Dividing Property During a Divorce in Texas
Property classification becomes especially important in divorce cases. Texas follows community property laws, meaning assets acquired during marriage generally belong to both spouses. However, divorce courts divide property based on what is “just and right,” which does not always mean an equal 50/50 split.
Factors Influencing Property Division
Judges consider several factors when dividing community property:
- Fault in the divorce: If one spouse’s actions led to the breakup, they may receive a smaller share of the community estate.
- Separate property ownership: The amount of separate property a spouse owns can influence how community assets are divided.
- Future earning potential: If one spouse earns significantly more, they may receive a smaller share of the community property.

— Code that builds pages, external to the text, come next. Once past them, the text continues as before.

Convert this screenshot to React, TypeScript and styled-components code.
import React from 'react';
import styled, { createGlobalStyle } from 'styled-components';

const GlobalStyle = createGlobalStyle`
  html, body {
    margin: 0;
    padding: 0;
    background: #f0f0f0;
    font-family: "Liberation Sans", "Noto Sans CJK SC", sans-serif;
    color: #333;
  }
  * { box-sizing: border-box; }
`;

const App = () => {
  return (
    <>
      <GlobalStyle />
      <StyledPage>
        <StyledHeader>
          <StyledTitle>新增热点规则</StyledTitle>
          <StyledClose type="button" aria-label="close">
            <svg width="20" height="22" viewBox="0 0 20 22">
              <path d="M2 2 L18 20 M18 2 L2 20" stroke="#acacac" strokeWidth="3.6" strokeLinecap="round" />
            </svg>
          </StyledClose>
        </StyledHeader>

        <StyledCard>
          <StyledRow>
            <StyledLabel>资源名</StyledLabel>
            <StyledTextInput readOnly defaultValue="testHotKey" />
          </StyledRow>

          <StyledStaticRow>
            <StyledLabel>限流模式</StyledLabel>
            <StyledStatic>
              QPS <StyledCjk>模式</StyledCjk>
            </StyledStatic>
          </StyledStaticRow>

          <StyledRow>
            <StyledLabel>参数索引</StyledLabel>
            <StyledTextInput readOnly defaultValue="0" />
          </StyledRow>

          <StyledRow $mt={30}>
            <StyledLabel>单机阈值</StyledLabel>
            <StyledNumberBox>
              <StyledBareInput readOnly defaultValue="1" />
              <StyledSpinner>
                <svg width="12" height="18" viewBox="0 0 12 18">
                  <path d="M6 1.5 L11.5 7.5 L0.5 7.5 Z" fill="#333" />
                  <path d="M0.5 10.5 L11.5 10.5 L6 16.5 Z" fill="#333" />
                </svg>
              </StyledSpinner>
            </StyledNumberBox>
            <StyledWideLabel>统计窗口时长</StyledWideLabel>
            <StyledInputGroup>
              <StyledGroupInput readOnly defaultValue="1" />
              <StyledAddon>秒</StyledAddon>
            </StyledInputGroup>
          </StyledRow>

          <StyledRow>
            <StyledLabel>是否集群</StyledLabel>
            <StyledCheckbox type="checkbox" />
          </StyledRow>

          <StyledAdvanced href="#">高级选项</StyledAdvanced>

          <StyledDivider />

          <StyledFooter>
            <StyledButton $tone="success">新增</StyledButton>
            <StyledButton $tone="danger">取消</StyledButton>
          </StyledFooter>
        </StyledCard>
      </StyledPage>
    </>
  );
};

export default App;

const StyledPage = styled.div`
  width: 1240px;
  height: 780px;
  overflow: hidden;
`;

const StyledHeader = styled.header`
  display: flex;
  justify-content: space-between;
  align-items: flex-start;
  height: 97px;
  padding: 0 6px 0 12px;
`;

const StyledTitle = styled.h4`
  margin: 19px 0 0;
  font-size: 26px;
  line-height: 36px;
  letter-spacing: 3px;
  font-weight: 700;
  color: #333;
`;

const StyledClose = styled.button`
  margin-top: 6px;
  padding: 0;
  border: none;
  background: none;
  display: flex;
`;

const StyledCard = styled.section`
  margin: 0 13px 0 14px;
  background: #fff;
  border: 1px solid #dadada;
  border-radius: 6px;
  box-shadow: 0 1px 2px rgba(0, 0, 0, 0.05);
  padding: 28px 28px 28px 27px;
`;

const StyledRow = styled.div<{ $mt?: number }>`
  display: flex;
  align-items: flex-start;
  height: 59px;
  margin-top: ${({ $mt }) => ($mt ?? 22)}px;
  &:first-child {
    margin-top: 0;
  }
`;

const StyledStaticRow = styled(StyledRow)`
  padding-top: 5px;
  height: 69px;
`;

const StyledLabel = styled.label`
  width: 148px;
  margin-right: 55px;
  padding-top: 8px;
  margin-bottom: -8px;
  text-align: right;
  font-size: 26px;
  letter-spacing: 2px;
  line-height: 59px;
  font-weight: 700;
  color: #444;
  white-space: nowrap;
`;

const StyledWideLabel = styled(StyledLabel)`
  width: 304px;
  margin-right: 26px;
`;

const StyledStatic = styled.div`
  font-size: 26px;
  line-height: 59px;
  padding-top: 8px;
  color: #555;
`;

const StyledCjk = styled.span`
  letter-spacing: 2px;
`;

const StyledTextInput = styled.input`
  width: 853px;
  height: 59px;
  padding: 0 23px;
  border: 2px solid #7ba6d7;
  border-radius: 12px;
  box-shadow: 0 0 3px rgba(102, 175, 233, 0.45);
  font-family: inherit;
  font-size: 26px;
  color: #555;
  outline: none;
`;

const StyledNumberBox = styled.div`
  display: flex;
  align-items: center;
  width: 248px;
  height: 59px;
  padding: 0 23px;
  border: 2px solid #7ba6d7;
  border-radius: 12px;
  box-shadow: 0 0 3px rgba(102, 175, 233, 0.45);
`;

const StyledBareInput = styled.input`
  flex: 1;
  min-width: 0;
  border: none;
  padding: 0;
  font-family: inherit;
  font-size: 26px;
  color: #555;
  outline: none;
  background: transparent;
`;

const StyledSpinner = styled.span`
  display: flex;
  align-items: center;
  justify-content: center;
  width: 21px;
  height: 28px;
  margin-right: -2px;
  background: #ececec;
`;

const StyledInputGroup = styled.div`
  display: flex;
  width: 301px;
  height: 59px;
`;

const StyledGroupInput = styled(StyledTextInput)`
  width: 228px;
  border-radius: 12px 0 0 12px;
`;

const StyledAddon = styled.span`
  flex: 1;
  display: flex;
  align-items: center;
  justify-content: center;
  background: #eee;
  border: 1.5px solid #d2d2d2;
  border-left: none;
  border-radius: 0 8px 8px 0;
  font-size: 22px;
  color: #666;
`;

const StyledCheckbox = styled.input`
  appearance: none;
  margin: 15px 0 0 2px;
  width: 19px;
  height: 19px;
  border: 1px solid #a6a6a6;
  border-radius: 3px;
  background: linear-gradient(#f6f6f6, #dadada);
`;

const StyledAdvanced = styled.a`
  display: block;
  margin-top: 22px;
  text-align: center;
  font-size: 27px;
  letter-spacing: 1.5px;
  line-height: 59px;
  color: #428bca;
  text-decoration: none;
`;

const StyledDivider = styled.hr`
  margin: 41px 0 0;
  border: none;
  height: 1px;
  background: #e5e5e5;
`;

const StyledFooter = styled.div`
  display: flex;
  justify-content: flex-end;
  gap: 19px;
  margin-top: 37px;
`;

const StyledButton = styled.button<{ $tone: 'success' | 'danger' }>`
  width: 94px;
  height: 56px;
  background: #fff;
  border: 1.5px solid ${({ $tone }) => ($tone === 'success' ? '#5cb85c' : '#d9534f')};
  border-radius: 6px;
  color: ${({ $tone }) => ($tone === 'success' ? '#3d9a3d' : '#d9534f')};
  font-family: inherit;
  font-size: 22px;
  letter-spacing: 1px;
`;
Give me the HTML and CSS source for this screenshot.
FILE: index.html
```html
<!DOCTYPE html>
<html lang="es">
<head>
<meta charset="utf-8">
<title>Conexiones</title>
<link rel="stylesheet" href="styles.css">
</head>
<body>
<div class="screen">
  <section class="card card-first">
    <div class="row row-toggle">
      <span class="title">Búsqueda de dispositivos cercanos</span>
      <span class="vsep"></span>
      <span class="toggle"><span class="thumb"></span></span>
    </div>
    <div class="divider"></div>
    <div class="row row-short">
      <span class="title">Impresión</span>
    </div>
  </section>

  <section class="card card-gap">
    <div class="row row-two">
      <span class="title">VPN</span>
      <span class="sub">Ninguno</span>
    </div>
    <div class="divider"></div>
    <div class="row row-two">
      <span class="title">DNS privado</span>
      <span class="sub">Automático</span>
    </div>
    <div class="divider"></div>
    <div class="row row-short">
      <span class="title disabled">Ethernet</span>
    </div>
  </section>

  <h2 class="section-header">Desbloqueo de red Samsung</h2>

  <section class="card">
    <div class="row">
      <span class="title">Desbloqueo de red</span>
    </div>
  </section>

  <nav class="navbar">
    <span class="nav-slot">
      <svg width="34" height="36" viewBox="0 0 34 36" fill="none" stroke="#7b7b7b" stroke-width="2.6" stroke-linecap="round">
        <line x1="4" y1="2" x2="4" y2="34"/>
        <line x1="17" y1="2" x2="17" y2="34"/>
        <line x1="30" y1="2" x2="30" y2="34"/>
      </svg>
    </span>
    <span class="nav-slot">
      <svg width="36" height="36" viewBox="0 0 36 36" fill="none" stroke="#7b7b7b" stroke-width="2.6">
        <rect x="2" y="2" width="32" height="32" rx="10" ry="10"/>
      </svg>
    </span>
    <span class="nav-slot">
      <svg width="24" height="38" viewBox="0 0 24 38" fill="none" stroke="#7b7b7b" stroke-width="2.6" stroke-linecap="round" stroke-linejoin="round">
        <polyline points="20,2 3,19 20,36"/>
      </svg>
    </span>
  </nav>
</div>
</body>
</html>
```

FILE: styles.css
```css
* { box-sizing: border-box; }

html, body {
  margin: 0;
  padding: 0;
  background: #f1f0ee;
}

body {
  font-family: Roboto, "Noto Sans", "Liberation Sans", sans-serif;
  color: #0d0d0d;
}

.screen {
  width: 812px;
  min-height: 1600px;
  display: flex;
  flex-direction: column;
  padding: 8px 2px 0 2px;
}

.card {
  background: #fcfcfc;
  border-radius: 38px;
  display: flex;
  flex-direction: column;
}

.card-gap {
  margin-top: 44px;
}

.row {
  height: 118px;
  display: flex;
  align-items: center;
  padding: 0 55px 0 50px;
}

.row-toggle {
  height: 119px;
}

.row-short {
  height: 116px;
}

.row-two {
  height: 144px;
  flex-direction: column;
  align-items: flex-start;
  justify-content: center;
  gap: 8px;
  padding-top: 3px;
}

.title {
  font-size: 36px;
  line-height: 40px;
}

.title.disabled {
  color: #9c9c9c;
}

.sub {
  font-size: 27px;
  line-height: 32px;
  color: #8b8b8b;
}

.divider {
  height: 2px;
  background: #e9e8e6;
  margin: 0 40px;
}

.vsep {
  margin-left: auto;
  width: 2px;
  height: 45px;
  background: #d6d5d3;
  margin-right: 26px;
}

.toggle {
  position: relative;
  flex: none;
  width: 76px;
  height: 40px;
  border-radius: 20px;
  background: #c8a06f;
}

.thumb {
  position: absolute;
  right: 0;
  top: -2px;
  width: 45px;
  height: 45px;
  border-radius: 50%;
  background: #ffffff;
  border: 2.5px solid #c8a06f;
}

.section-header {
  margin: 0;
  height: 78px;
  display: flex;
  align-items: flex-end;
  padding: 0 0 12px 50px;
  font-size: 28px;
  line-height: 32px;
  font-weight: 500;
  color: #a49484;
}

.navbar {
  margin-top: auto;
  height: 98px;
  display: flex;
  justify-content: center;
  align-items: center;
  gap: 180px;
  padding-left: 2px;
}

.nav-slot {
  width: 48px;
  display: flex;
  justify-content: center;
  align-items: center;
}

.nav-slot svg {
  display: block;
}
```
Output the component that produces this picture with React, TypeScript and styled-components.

Separate property remains with the original owner. However, proving that an asset qualifies as separate property requires clear evidence.
Why Legal Representation Matters
Texas property laws can be complex, especially regarding creditor claims and divorce settlements. Without proper legal guidance, a spouse may lose assets unnecessarily or become responsible for debts they did not incur.
An attorney can help:
- Protect assets from creditors and legal claims
- Ensure fair property division during divorce
- Draft agreements that clarify financial rights and responsibilities
Final Thoughts on Community Property and Debt in Texas
Marriage brings financial advantages, but it also comes with risks. Texas law allows spouses to manage their property separately, but once assets become community property, both parties share responsibility for debts and legal judgments.
Taking proactive steps—such as premarital agreements, partition agreements, and financial discussions—can help couples safeguard their assets. Understanding these legal principles ensures that both partners make informed decisions about property, debt, and financial security.